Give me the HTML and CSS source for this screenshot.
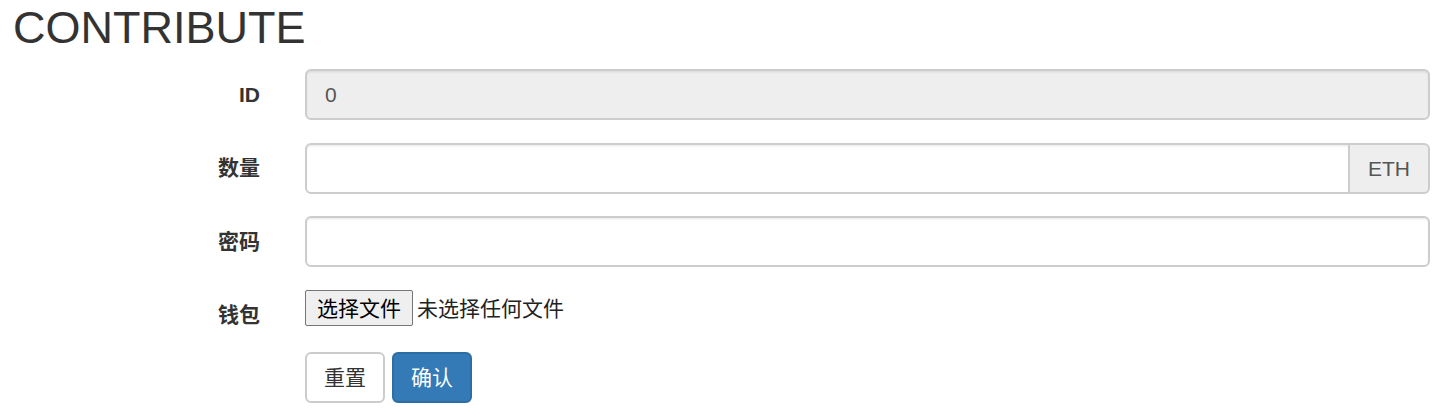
FILE: index.html
```html
<!DOCTYPE html>
<html lang="zh">
<head>
<meta charset="utf-8">
<title>Contribute</title>
<link rel="stylesheet" href="styles.css">
</head>
<body>
<h2 class="title">CONTRIBUTE</h2>
<form class="form">
  <div class="row">
    <label class="label">ID</label>
    <input class="control" type="text" value="0" disabled>
  </div>
  <div class="row">
    <label class="label">数量</label>
    <div class="group">
      <input class="control control-grouped" type="text">
      <span class="addon">ETH</span>
    </div>
  </div>
  <div class="row">
    <label class="label">密码</label>
    <input class="control" type="password">
  </div>
  <div class="row row-file">
    <label class="label">钱包</label>
    <div class="file">
      <span class="file-btn">选择文件</span>
      <span class="file-name">未选择任何文件</span>
    </div>
  </div>
  <div class="row row-actions">
    <span></span>
    <div class="actions">
      <button type="button" class="btn btn-default">重置</button>
      <button type="button" class="btn btn-primary">确认</button>
    </div>
  </div>
</form>
</body>
</html>
```
FILE: styles.css
```css
html, body {
  margin: 0;
  padding: 0;
  background: #fff;
}
body {
  font-family: "Liberation Sans", Arial, "Noto Sans CJK SC", sans-serif;
  color: #333;
  font-size: 21px;
  width: 1440px;
  height: 416px;
  overflow: hidden;
}
.title {
  margin: 3px 0 16.5px 13px;
  font-size: 45px;
  font-weight: 400;
  line-height: 49.5px;
  color: #333;
}
.form {
  display: flex;
  flex-direction: column;
  padding-right: 10px;
}
.row {
  display: grid;
  grid-template-columns: 305px 1fr;
  align-items: start;
  margin-bottom: 22.5px;
}
.label {
  text-align: right;
  padding: 10.5px 45px 0 0;
  font-weight: 700;
  font-size: 21px;
  line-height: 30px;
  color: #333;
}
.control {
  box-sizing: border-box;
  width: 100%;
  height: 51px;
  margin: 0;
  padding: 9px 18px;
  font-family: "Liberation Sans", Arial, "Noto Sans CJK SC", sans-serif;
  font-size: 21px;
  line-height: 30px;
  color: #555;
  background: #fff;
  border: 2px solid #cdcdcd;
  border-radius: 6px;
  box-shadow: inset 0 1.5px 1.5px rgba(0, 0, 0, 0.075);
  outline: none;
}
.control:disabled {
  background: #eee;
  color: #555;
  opacity: 1;
}
.group {
  display: flex;
}
.control-grouped {
  flex: 1;
  border-top-right-radius: 0;
  border-bottom-right-radius: 0;
}
.addon {
  box-sizing: border-box;
  height: 51px;
  padding: 9px 18px;
  line-height: 30px;
  font-size: 21px;
  color: #555;
  background: #eee;
  border: 2px solid #cdcdcd;
  border-left: 0;
  border-radius: 0 6px 6px 0;
}
.row-file {
  margin-bottom: 22px;
}
.file {
  display: flex;
  align-items: center;
  gap: 4px;
  font-family: "Noto Sans CJK SC", sans-serif;
  font-size: 21px;
}
.file-btn {
  box-sizing: border-box;
  width: 108px;
  height: 36px;
  display: flex;
  align-items: center;
  justify-content: center;
  background: #efefef;
  border: 1px solid #767676;
  border-radius: 2px;
  color: #000;
  line-height: 1;
}
.file-name {
  color: #222;
  line-height: 1;
}
.actions {
  display: flex;
  gap: 7px;
}
.btn {
  box-sizing: border-box;
  width: 80px;
  height: 51px;
  padding: 8px 0;
  font-family: "Liberation Sans", Arial, "Noto Sans CJK SC", sans-serif;
  font-size: 21px;
  line-height: 30px;
  text-align: center;
  border: 2px solid #ccc;
  border-radius: 6px;
  cursor: pointer;
}
.btn-default {
  background: #fff;
  color: #333;
}
.btn-primary {
  background: #337ab7;
  border-color: #2e6da4;
  color: #fff;
}
```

--------------------

STATED EXERCISE —
Give all the lines above again, character for character, without pictures.

RESPONSE TO THE TASK —
Give me the HTML and CSS source for this screenshot.
FILE: index.html
```html
<!DOCTYPE html>
<html lang="zh">
<head>
<meta charset="utf-8">
<title>Contribute</title>
<link rel="stylesheet" href="styles.css">
</head>
<body>
<h2 class="title">CONTRIBUTE</h2>
<form class="form">
  <div class="row">
    <label class="label">ID</label>
    <input class="control" type="text" value="0" disabled>
  </div>
  <div class="row">
    <label class="label">数量</label>
    <div class="group">
      <input class="control control-grouped" type="text">
      <span class="addon">ETH</span>
    </div>
  </div>
  <div class="row">
    <label class="label">密码</label>
    <input class="control" type="password">
  </div>
  <div class="row row-file">
    <label class="label">钱包</label>
    <div class="file">
      <span class="file-btn">选择文件</span>
      <span class="file-name">未选择任何文件</span>
    </div>
  </div>
  <div class="row row-actions">
    <span></span>
    <div class="actions">
      <button type="button" class="btn btn-default">重置</button>
      <button type="button" class="btn btn-primary">确认</button>
    </div>
  </div>
</form>
</body>
</html>
```
FILE: styles.css
```css
html, body {
  margin: 0;
  padding: 0;
  background: #fff;
}
body {
  font-family: "Liberation Sans", Arial, "Noto Sans CJK SC", sans-serif;
  color: #333;
  font-size: 21px;
  width: 1440px;
  height: 416px;
  overflow: hidden;
}
.title {
  margin: 3px 0 16.5px 13px;
  font-size: 45px;
  font-weight: 400;
  line-height: 49.5px;
  color: #333;
}
.form {
  display: flex;
  flex-direction: column;
  padding-right: 10px;
}
.row {
  display: grid;
  grid-template-columns: 305px 1fr;
  align-items: start;
  margin-bottom: 22.5px;
}
.label {
  text-align: right;
  padding: 10.5px 45px 0 0;
  font-weight: 700;
  font-size: 21px;
  line-height: 30px;
  color: #333;
}
.control {
  box-sizing: border-box;
  width: 100%;
  height: 51px;
  margin: 0;
  padding: 9px 18px;
  font-family: "Liberation Sans", Arial, "Noto Sans CJK SC", sans-serif;
  font-size: 21px;
  line-height: 30px;
  color: #555;
  background: #fff;
  border: 2px solid #cdcdcd;
  border-radius: 6px;
  box-shadow: inset 0 1.5px 1.5px rgba(0, 0, 0, 0.075);
  outline: none;
}
.control:disabled {
  background: #eee;
  color: #555;
  opacity: 1;
}
.group {
  display: flex;
}
.control-grouped {
  flex: 1;
  border-top-right-radius: 0;
  border-bottom-right-radius: 0;
}
.addon {
  box-sizing: border-box;
  height: 51px;
  padding: 9px 18px;
  line-height: 30px;
  font-size: 21px;
  color: #555;
  background: #eee;
  border: 2px solid #cdcdcd;
  border-left: 0;
  border-radius: 0 6px 6px 0;
}
.row-file {
  margin-bottom: 22px;
}
.file {
  display: flex;
  align-items: center;
  gap: 4px;
  font-family: "Noto Sans CJK SC", sans-serif;
  font-size: 21px;
}
.file-btn {
  box-sizing: border-box;
  width: 108px;
  height: 36px;
  display: flex;
  align-items: center;
  justify-content: center;
  background: #efefef;
  border: 1px solid #767676;
  border-radius: 2px;
  color: #000;
  line-height: 1;
}
.file-name {
  color: #222;
  line-height: 1;
}
.actions {
  display: flex;
  gap: 7px;
}
.btn {
  box-sizing: border-box;
  width: 80px;
  height: 51px;
  padding: 8px 0;
  font-family: "Liberation Sans", Arial, "Noto Sans CJK SC", sans-serif;
  font-size: 21px;
  line-height: 30px;
  text-align: center;
  border: 2px solid #ccc;
  border-radius: 6px;
  cursor: pointer;
}
.btn-default {
  background: #fff;
  color: #333;
}
.btn-primary {
  background: #337ab7;
  border-color: #2e6da4;
  color: #fff;
}
```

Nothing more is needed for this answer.